Interface TokenHandler


public interface TokenHandler
To be implemented by listeners that handle the different events generated by the TokenProducer.
  • Method Summary

    Modifier and Type
    Method
    Description
    void
    character(int index, int codePoint)
    Other characters including punctuation (excluding connector punctuation) and symbols (Sc, Sm and Sk unicode categories) was found, that was not one of the non-alphanumeric characters allowed in words.
    void
    closeGroup(int index, int codePoint)
    Called when one of these codepoints is found: ), ], }
    void
    commented(int index, int commentType, String comment)
    A commented string was found by the parser.
    void
    control(int index, int codePoint)
    A control character codepoint was found.
    void
    endOfStream(int len)
    The stream that was being parsed reached its end.
    void
    error(int index, byte errCode, CharSequence context)
    An error was found while parsing.
    void
    escaped(int index, int codePoint)
    A codepoint preceded with a backslash was found outside of quoted text.
    void
    openGroup(int index, int codePoint)
    Called when one of these codepoints is found: (, [, {
    void
    quoted(int index, CharSequence quoted, int quote)
    A quoted string was found by the parser.
    void
    quotedNewlineChar(int index, int codePoint)
    An unescaped FF/LF/CR control was found while assembling a quoted string.
    void
    quotedWithControl(int index, CharSequence quoted, int quoteCp)
    A quoted string was found by the parser, and contains control characters.
    void
    separator(int index, int codePoint)
    A separator (Zs, Zl and Zp unicode categories) was found.
    void
    At the beginning of parsing, this method is called, passing the TokenControl object that can be used to fine-control the parsing.
    void
    word(int index, CharSequence word)
    A word was found by the parser (includes connector punctuation).
  • Method Details

    • tokenControl

      void tokenControl(TokenControl control)
      At the beginning of parsing, this method is called, passing the TokenControl object that can be used to fine-control the parsing.
      Parameters:
      control - the TokenControl object in charge of parsing.
    • word

      void word(int index, CharSequence word)
      A word was found by the parser (includes connector punctuation).
      Parameters:
      index - the index at which the word was found.
      word - the word.
    • separator

      void separator(int index, int codePoint)
      A separator (Zs, Zl and Zp unicode categories) was found.
      Parameters:
      index - the index at which the separator was found.
      codePoint - the codepoint of the found separator.
    • quoted

      void quoted(int index, CharSequence quoted, int quote)
      A quoted string was found by the parser.
      Parameters:
      index - the index at which the quoted string was found.
      quoted - the quoted sequence of characters, without the quotes.
      quote - the quote character.
    • quotedWithControl

      void quotedWithControl(int index, CharSequence quoted, int quoteCp)
      A quoted string was found by the parser, and contains control characters.
      Parameters:
      index - the index at which the quoted string was found.
      quoted - the quoted sequence of characters, without the quotes.
      quoteCp - the quote character codepoint.
    • quotedNewlineChar

      void quotedNewlineChar(int index, int codePoint)
      An unescaped FF/LF/CR control was found while assembling a quoted string.
      Parameters:
      index - the index at which the control was found.
      codePoint - the FF/LF/CR codepoint.
    • openGroup

      void openGroup(int index, int codePoint)
      Called when one of these codepoints is found: (, [, {
      Parameters:
      index - the index at which the codepoint was found.
      codePoint - the found codepoint.
    • closeGroup

      void closeGroup(int index, int codePoint)
      Called when one of these codepoints is found: ), ], }
      Parameters:
      index - the index at which the codepoint was found.
      codePoint - the found codepoint.
    • character

      void character(int index, int codePoint)
      Other characters including punctuation (excluding connector punctuation) and symbols (Sc, Sm and Sk unicode categories) was found, that was not one of the non-alphanumeric characters allowed in words.
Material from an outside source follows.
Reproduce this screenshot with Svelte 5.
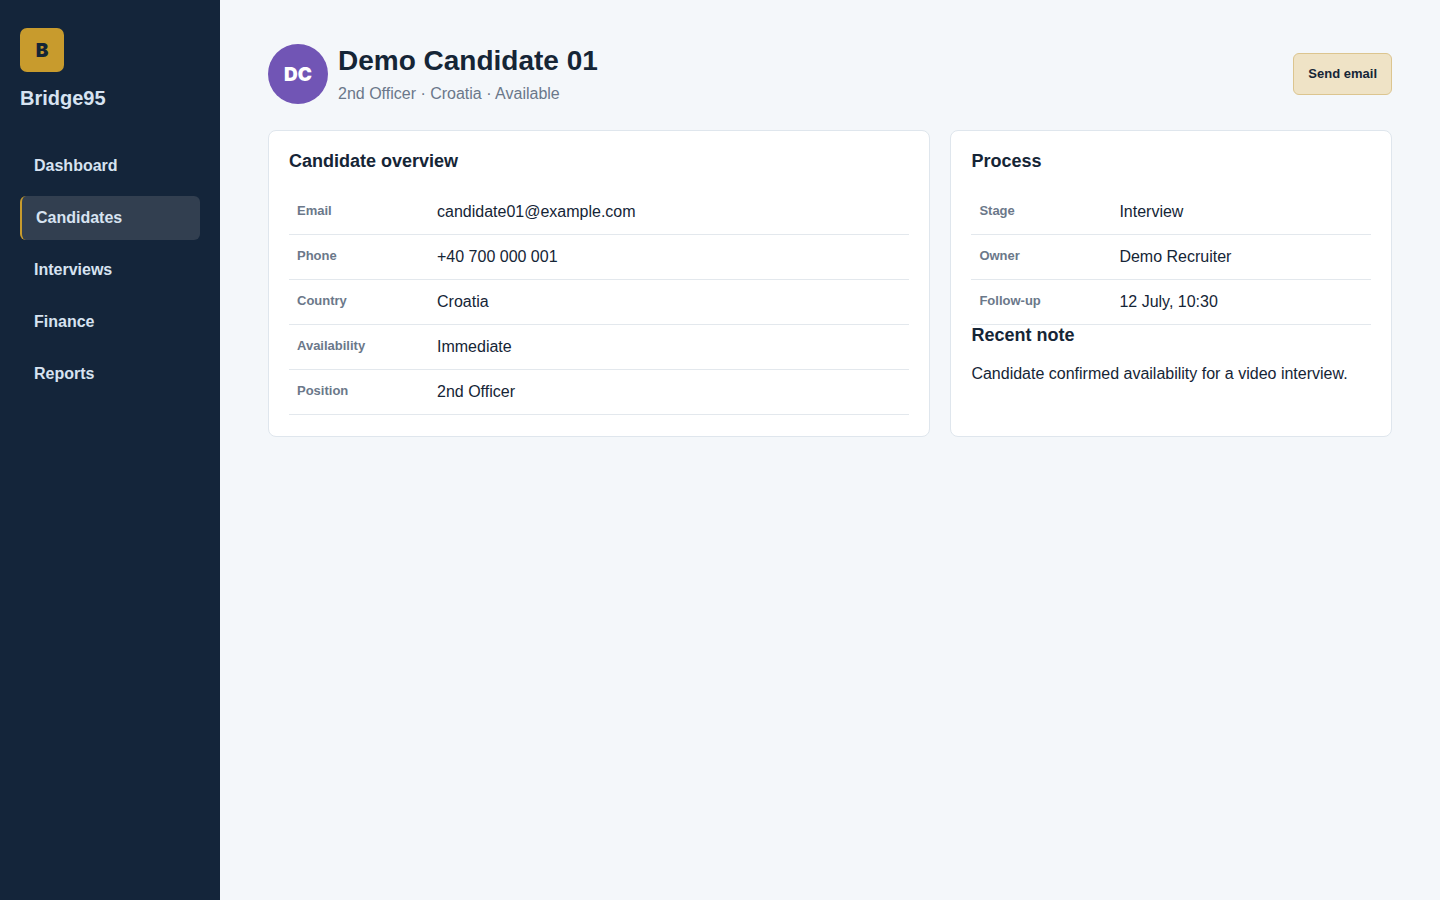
<script>
  let active = $state('Candidates');

  const links = ['Dashboard', 'Candidates', 'Interviews', 'Finance', 'Reports'];

  const overview = [
    ['Email', 'candidate01@example.com'],
    ['Phone', '+40 700 000 001'],
    ['Country', 'Croatia'],
    ['Availability', 'Immediate'],
    ['Position', '2nd Officer']
  ];

  const process = [
    ['Stage', 'Interview'],
    ['Owner', 'Demo Recruiter'],
    ['Follow-up', '12 July, 10:30']
  ];
</script>

{#snippet details(rows)}
  <table>
    <tbody>
      {#each rows as [label, value]}
        <tr>
          <th scope="row">{label}</th>
          <td>{value}</td>
        </tr>
      {/each}
    </tbody>
  </table>
{/snippet}

<div class="app">
  <aside>
    <div class="logo">B</div>
    <div class="brand">Bridge95</div>
    <nav>
      {#each links as link}
        <a
          href="#{link.toLowerCase()}"
          class:active={active === link}
          aria-current={active === link ? 'page' : undefined}
          onclick={() => (active = link)}
        >{link}</a>
      {/each}
    </nav>
  </aside>

  <main>
    <header>
      <div class="avatar">DC</div>
      <div class="who">
        <h1>Demo Candidate 01</h1>
        <p>2nd Officer · Croatia · Available</p>
      </div>
      <button type="button">Send email</button>
    </header>

    <div class="cards">
      <section>
        <h2>Candidate overview</h2>
        {@render details(overview)}
      </section>
      <section>
        <h2>Process</h2>
        {@render details(process)}
        <h2>Recent note</h2>
        <p>Candidate confirmed availability for a video interview.</p>
      </section>
    </div>
  </main>
</div>

<style>
  :global(body) {
    margin: 0;
    background: #f4f7fa;
  }

  .app {
    display: grid;
    grid-template-columns: 220px 1fr;
    min-height: 100vh;
    font-family: "Liberation Sans", Arial, sans-serif;
    font-size: 16px;
    color: #152536;
  }

  aside {
    background: #14253a;
    color: #d7e3f1;
    padding: 28px 20px;
  }

  .logo,
  .avatar {
    display: grid;
    place-items: center;
    box-sizing: border-box;
    padding-top: 2px;
    font-family: Inter, "Arial Black", sans-serif;
    font-size: 19px;
    font-weight: 900;
    line-height: 24px;
  }

  .logo {
    width: 44px;
    height: 44px;
    border-radius: 7px;
    background: #c89b2d;
    color: #152536;
  }

  .brand {
    margin-top: 14px;
    font-size: 20px;
    line-height: 24px;
    font-weight: 700;
  }

  nav {
    display: grid;
    gap: 8px;
    margin-top: 34px;
  }

  nav a {
    padding: 10px 14px;
    border-radius: 6px;
    color: inherit;
    font-weight: 700;
    line-height: 24px;
    text-decoration: none;
  }

  nav a.active {
    background: #323f50;
    border-left: 2px solid #c89b2d;
  }

  main {
    padding: 44px 48px;
  }

  header {
    display: flex;
    align-items: center;
    gap: 10px;
    margin-bottom: 26px;
  }

  .avatar {
    width: 60px;
    height: 60px;
    border-radius: 50%;
    background: #7155b5;
    color: #fff;
  }

  .who {
    flex: 1;
  }

  h1 {
    margin: 0;
    font-size: 28px;
    line-height: 34px;
  }

  .who p {
    margin: 6px 0 0;
    color: #6b788a;
    line-height: 20px;
  }

  button {
    padding: 12px 14px;
    border: 1px solid #dcc58f;
    border-radius: 6px;
    background: #efe3c6;
    color: #152536;
    font-family: inherit;
    font-size: 13px;
    font-weight: 700;
    line-height: 16px;
    cursor: pointer;
  }

  .cards {
    display: grid;
    grid-template-columns: 3fr 2fr;
    gap: 20px;
  }

  section {
    padding: 20px 20px 21px;
    border: 1px solid #dfe6ed;
    border-radius: 8px;
    background: #fff;
  }

  h2 {
    margin: 0 0 18px;
    font-size: 18px;
    line-height: 21px;
  }

  section p {
    margin: 0;
    line-height: 20px;
  }

  table {
    width: 100%;
    border-collapse: separate;
    border-spacing: 0;
  }

  th,
  td {
    padding: 10px 8px;
    border-bottom: 1px solid #e3e8ed;
    text-align: left;
    vertical-align: top;
    line-height: 24px;
  }

  th {
    width: 124px;
    color: #6b788a;
    font-size: 13px;
    line-height: 21px;
  }
</style>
      Symbols in So category are considered part of words and won't be handled by this method.

      Parameters:
      index - the index at which the punctuation was found.
      codePoint - the codepoint of the found punctuation.
    • escaped

      void escaped(int index, int codePoint)
      A codepoint preceded with a backslash was found outside of quoted text.
      Parameters:
      index - the index at which the escaped codepoint was found.
      codePoint - the escaped codepoint.
    • control

      void control(int index, int codePoint)
      A control character codepoint was found.
      Parameters:
      index - the index at which the control codepoint was found.
      codePoint - the control codepoint.
    • commented

      void commented(int index, int commentType, String comment)
      A commented string was found by the parser.
      Parameters:
      index - the index at which the commented string was found.
      commentType - the type of comment.
      comment - the commented string.
    • endOfStream

      void endOfStream(int len)
      The stream that was being parsed reached its end.
      Parameters:
      len - the length of the processed stream.
    • error

      void error(int index, byte errCode, CharSequence context)
      An error was found while parsing.

      Something was found that broke the assumptions made by the parser, like an escape character at the end of the stream or an unmatched quote.

      Parameters:
      index - the index at which the error was found.
      errCode - the error code.
      context - a context sequence. If a string was parsed, it will contain up to 16 characters before and after the error.